- **WORK REQUIRED**: Wherever the word "index" shows up in a line, please copy that line.

- **SUPPLIED DATA**:
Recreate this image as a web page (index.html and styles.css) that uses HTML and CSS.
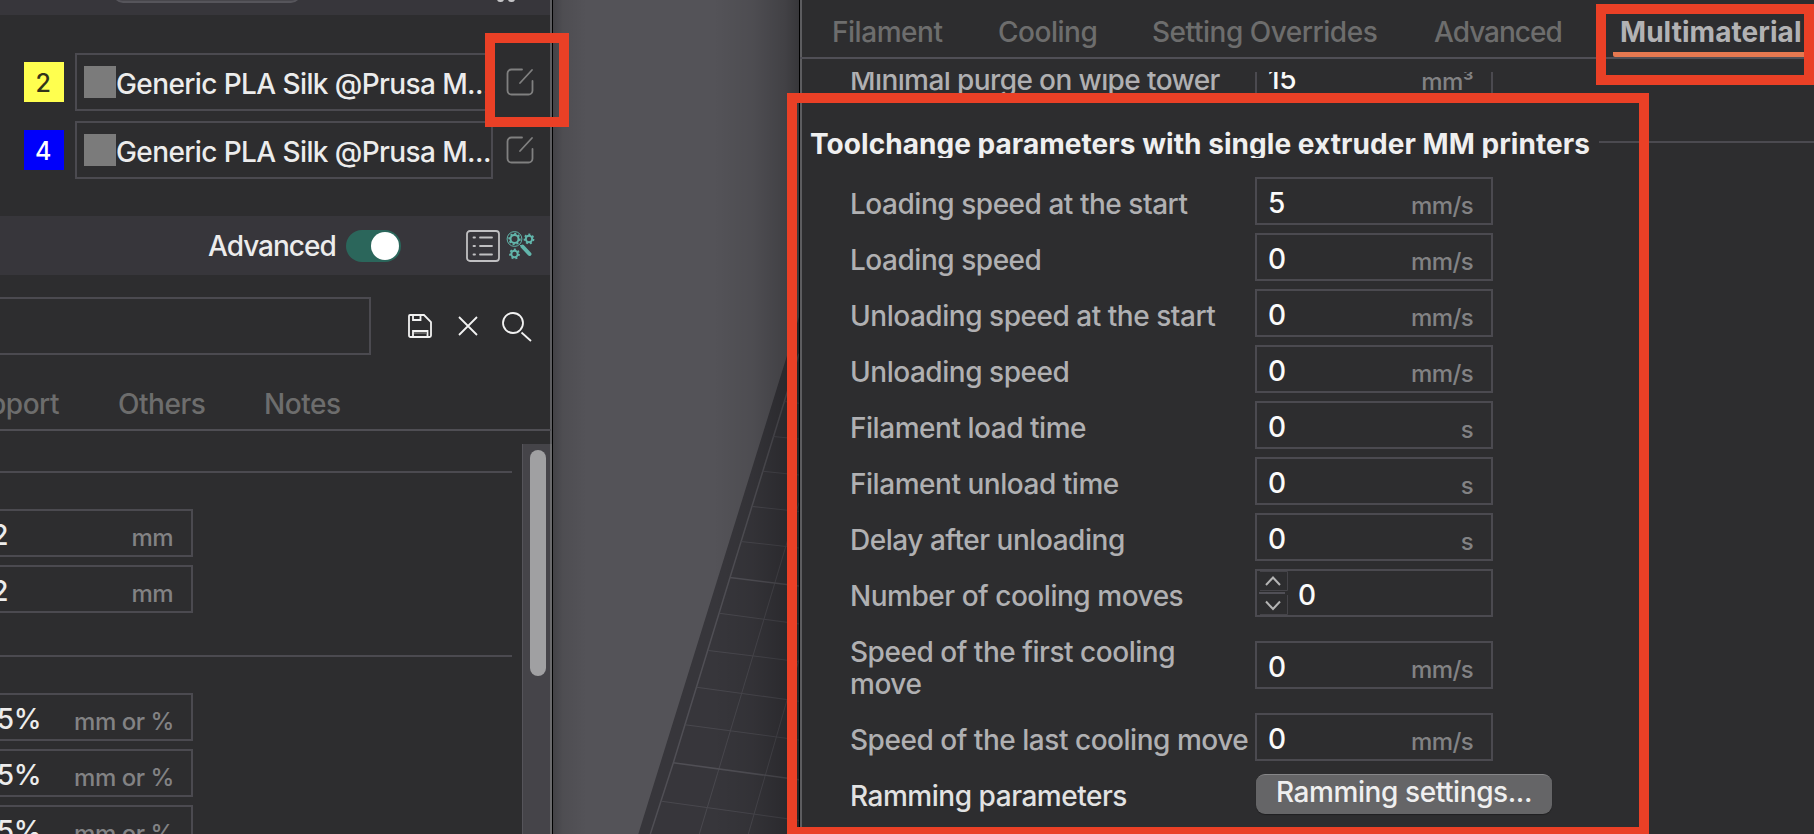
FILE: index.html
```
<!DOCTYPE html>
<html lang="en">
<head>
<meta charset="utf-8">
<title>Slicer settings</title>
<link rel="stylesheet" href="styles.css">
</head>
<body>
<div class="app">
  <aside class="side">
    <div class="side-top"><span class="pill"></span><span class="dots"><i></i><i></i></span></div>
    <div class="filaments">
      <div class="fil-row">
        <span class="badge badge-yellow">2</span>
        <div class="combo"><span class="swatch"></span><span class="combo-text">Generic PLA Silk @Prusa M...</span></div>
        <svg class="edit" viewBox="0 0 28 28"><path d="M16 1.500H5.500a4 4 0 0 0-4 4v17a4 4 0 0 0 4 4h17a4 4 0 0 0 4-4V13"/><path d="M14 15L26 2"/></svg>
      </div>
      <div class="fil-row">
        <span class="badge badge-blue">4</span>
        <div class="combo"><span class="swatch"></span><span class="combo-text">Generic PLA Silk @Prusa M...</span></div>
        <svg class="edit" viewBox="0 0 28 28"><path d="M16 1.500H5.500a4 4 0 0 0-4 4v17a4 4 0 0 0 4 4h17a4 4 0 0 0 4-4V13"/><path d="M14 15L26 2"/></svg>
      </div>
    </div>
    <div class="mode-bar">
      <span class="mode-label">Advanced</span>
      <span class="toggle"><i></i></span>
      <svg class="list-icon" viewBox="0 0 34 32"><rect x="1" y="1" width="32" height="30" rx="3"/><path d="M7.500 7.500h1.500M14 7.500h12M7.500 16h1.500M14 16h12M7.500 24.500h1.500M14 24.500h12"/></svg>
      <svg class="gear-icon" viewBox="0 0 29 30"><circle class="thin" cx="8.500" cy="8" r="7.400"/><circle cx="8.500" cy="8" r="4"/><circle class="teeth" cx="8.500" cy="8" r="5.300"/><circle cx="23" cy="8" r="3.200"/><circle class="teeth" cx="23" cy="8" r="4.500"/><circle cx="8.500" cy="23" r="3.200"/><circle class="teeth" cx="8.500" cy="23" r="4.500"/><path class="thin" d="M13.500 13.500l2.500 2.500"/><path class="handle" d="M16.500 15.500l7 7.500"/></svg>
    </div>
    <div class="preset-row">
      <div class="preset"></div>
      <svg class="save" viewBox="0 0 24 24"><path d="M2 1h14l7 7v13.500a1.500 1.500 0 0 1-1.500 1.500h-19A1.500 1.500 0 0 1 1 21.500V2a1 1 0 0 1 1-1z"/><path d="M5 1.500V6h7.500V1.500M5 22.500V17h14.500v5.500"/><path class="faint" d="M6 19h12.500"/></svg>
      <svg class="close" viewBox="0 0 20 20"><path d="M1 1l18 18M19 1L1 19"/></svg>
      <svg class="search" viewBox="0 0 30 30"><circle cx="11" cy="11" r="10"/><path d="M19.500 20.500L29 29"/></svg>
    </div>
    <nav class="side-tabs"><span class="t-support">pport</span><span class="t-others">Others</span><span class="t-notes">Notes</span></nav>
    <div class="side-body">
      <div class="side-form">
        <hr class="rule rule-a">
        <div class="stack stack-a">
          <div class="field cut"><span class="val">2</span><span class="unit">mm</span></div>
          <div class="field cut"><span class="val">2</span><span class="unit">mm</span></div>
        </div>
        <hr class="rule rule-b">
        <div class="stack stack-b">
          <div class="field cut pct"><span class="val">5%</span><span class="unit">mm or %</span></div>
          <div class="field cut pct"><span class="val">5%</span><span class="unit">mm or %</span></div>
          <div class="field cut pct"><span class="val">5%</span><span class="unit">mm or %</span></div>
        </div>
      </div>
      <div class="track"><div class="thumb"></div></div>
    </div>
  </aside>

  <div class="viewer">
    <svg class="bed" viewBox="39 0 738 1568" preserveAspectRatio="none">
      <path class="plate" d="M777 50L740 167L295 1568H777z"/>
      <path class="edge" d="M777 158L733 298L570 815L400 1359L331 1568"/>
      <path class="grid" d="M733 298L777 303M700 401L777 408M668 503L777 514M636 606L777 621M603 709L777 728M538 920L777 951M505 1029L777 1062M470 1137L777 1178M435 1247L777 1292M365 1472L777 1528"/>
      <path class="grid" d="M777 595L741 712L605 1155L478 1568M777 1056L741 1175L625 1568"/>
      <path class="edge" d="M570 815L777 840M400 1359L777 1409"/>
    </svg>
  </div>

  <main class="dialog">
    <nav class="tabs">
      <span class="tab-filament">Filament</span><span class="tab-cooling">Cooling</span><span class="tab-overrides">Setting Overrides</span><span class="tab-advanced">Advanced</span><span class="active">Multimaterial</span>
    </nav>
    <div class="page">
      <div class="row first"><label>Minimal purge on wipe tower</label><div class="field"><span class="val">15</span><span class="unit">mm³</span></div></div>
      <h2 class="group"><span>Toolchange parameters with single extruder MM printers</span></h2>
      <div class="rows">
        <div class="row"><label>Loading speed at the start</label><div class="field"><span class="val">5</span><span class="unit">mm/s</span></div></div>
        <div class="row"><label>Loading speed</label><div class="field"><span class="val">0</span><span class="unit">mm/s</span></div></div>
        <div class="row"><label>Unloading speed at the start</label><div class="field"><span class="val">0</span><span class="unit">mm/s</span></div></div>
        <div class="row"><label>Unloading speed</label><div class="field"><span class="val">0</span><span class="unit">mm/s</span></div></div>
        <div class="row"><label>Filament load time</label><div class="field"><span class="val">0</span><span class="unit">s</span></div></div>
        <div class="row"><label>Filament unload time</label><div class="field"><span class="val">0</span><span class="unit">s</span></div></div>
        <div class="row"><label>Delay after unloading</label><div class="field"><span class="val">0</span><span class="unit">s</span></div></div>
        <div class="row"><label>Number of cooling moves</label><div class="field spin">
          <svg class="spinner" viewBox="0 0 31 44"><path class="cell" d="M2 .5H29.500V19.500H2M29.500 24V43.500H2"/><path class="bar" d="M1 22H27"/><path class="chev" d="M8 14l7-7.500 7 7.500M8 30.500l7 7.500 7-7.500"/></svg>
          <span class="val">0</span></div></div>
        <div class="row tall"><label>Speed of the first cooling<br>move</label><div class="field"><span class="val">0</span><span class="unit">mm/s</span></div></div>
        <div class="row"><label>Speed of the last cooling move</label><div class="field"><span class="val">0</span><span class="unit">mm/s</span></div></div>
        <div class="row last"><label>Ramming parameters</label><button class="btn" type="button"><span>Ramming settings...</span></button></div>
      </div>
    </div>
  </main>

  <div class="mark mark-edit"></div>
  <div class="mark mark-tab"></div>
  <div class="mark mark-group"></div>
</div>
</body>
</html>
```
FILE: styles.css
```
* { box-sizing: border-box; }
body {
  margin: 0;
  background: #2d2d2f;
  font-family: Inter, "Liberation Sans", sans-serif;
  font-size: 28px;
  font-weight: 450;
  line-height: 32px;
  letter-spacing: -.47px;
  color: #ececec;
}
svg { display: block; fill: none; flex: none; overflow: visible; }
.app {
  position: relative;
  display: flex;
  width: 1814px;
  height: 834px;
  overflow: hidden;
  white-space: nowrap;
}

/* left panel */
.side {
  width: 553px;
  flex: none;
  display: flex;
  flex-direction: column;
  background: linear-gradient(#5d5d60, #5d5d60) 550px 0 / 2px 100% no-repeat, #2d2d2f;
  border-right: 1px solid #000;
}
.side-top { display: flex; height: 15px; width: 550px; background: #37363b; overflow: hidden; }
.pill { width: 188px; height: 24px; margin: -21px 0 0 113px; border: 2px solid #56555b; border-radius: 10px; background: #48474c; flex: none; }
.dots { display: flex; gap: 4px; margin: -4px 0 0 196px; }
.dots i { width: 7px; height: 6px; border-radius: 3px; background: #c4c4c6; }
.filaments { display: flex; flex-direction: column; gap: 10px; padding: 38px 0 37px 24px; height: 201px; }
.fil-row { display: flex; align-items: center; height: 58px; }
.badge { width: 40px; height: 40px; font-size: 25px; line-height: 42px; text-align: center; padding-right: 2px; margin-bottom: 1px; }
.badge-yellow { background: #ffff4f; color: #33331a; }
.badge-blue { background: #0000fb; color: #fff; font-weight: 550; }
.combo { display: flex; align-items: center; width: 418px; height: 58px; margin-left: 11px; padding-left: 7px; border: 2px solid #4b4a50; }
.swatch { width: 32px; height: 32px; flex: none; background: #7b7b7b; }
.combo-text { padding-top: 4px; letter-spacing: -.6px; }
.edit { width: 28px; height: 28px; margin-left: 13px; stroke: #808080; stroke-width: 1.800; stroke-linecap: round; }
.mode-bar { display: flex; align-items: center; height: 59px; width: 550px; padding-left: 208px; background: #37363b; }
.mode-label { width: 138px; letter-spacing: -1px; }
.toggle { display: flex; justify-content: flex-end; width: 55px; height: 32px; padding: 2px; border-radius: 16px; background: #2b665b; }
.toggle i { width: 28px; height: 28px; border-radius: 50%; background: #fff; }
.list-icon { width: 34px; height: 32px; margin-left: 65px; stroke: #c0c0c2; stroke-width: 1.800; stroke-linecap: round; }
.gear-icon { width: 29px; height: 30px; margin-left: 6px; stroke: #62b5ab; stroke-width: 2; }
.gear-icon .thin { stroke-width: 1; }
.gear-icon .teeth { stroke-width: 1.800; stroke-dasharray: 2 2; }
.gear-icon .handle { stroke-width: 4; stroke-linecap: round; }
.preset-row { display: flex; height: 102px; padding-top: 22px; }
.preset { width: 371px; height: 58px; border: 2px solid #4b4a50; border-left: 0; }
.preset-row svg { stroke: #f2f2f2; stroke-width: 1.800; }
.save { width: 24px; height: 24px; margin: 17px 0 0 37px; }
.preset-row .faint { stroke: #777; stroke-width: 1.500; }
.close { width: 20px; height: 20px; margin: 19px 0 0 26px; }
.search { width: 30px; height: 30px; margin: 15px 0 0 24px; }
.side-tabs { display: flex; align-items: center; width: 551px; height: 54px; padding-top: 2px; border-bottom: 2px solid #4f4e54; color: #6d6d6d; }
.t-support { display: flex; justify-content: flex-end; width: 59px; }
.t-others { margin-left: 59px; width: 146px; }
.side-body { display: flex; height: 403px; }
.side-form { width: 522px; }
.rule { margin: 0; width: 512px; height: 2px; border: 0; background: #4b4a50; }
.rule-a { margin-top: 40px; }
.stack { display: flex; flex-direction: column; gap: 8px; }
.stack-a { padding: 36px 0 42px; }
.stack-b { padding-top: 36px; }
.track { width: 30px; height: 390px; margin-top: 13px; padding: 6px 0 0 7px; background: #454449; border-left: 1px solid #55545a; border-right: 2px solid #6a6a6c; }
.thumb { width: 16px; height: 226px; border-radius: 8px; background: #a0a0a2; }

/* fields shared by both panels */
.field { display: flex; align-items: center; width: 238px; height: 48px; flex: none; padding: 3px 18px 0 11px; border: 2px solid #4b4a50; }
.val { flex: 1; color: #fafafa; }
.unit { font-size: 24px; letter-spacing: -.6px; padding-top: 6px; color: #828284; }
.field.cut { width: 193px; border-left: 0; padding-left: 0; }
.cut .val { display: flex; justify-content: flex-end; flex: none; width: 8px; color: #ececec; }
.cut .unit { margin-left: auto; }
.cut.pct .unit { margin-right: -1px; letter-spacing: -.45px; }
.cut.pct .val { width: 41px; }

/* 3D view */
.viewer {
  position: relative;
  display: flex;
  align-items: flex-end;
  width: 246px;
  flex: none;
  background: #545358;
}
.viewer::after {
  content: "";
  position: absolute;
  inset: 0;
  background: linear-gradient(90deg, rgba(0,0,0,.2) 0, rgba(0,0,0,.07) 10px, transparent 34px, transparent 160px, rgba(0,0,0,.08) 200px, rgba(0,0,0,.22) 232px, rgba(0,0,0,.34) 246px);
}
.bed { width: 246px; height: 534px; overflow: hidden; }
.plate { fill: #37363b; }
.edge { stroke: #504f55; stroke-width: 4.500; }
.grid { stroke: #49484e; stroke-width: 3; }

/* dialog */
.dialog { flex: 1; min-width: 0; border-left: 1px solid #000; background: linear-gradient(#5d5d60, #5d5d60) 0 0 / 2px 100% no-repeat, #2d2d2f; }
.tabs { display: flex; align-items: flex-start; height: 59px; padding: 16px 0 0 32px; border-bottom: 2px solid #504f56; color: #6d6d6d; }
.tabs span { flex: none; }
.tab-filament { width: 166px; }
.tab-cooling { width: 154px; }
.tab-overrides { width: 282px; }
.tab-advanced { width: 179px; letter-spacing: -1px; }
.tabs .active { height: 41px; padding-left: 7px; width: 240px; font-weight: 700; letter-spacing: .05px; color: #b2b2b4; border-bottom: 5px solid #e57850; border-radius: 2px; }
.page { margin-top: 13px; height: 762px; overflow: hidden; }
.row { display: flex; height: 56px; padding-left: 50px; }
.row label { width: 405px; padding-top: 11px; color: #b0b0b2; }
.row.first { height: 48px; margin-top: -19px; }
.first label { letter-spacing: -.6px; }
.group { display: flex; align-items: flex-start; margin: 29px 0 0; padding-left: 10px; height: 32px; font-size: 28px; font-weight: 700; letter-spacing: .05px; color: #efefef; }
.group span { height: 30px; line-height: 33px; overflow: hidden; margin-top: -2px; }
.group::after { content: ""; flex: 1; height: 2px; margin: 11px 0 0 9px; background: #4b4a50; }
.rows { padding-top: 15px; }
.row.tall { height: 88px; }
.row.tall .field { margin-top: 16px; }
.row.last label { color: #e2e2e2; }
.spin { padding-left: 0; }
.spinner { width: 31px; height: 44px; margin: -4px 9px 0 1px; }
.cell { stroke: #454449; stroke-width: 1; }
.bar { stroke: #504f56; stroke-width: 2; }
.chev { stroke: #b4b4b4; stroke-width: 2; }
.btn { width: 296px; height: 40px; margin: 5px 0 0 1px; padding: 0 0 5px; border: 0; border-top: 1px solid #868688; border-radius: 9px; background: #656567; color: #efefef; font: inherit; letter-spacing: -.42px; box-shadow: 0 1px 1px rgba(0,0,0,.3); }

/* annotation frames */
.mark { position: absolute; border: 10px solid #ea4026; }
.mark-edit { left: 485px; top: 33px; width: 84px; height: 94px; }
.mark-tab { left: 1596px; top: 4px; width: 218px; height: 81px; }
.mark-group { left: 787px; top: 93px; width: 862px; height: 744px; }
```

- **ANSWER TO THIS PROBLEM**:
Recreate this image as a web page (index.html and styles.css) that uses HTML and CSS.
FILE: index.html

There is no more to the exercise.